Unacceptable Conditions for Academic Governance at Vermont Law School

The AAUP today released a report of an investigation of issues of academic governance at Vermont Law School (VLS), the state’s only legal education institution. The investigation was launched in response to the VLS administration’s action to “restructure” the faculty in order to address what the administration said were severe financial challenges. The investigating committee found that the administration’s actions violated the principles and standards set forth in the AAUP’s Statement on Government of Colleges and Universities, which was jointly formulated by the AAUP, the American Council on Education, and the Association of Governing Boards of Universities and Colleges. The Statement on Government famously affirms that institutional decision making should be conducted jointly by the board, administration, and faculty and that the faculty should have “primary responsibility” for decisions about the curriculum, academic policy, and faculty personnel matters. This mode of academic governance is often referred to as “shared.” 

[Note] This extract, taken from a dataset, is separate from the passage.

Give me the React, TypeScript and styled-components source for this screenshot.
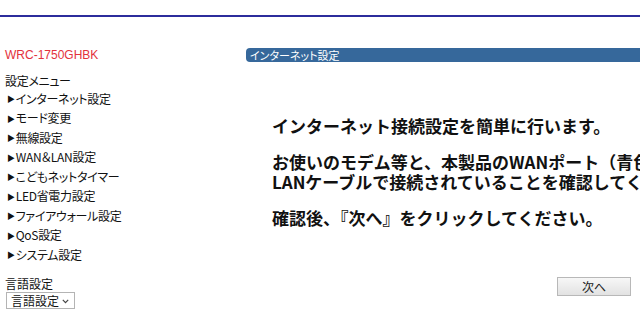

The report details the restructuring plan imposed on the faculty in May and early June 2018. It included lowering salaries, reducing the number of full-time positions, and effectively eliminating the tenured status of three-fourths of the institution’s highest paid faculty members. Fourteen of the nineteen tenured faculty members were essentially turned into at-will employees —transferring the bulk of the teaching load to lesser-paid contingent faculty members and radically reducing the size of the full-time faculty. As a condition of their restructured appointments at VLS, affected faculty members were required to sign releases-of-claims and nondisclosure and non-disparagement agreements (NDAs).

The report notes that VLS, like many independent law schools, faced severe financial challenges in the years following the 2008 recession, which brought about a decrease in legal job opportunities followed by a subsequent precipitous drop in enrollments. The investigating committee found that the school’s president and dean, Thomas J.P. McHenry, made clear during an October 2017 faculty meeting that VLS was in dire financial straits. At subsequent faculty meetings, the administration solicited suggestions from the faculty regarding possible measures to reduce the deficit. While many faculty members proposed ideas about balancing the 2019 budget, the administration neither responded formally to these proposals nor consulted key faculty committees. The report found that, as a result, the faculty played no meaningful role in analyzing, assessing, or most important, approving, a restructuring plan. The report cites Dean McHenry’s July 2018 statement to a local newspaper comparing faculty members to children being “handled” by the administration as indicative of the administration’s attitude towards the faculty role in shared governance. 

The report concludes that the VLS administration, by unilaterally eliminating fourteen tenured positions and thus undermining the authority of the faculty in areas of its primary responsibility, violated generally accepted principles of academic governance.

The AAUP’s Committee on College and University Governance will consider whether to recommend to the AAUP’s annual meeting that the AAUP sanction VLS for substantial non-compliance with AAUP-supported standards of academic governance.

AAUP investigating committees are appointed in a few select cases annually in which severe departures from widely accepted principles and standards on academic freedom, tenure, or governance have been alleged and persist despite efforts to resolve them. Investigating committees are composed of AAUP members from other institutions with no previous involvement in the matter. If, in governance cases, the investigating committee’s published report finds that serious violations have occurred and an appropriate resolution cannot be achieved, the AAUP may place an institution on its sanction list, which informs the public and the academic community that conditions for academic governance at the institution are unsound.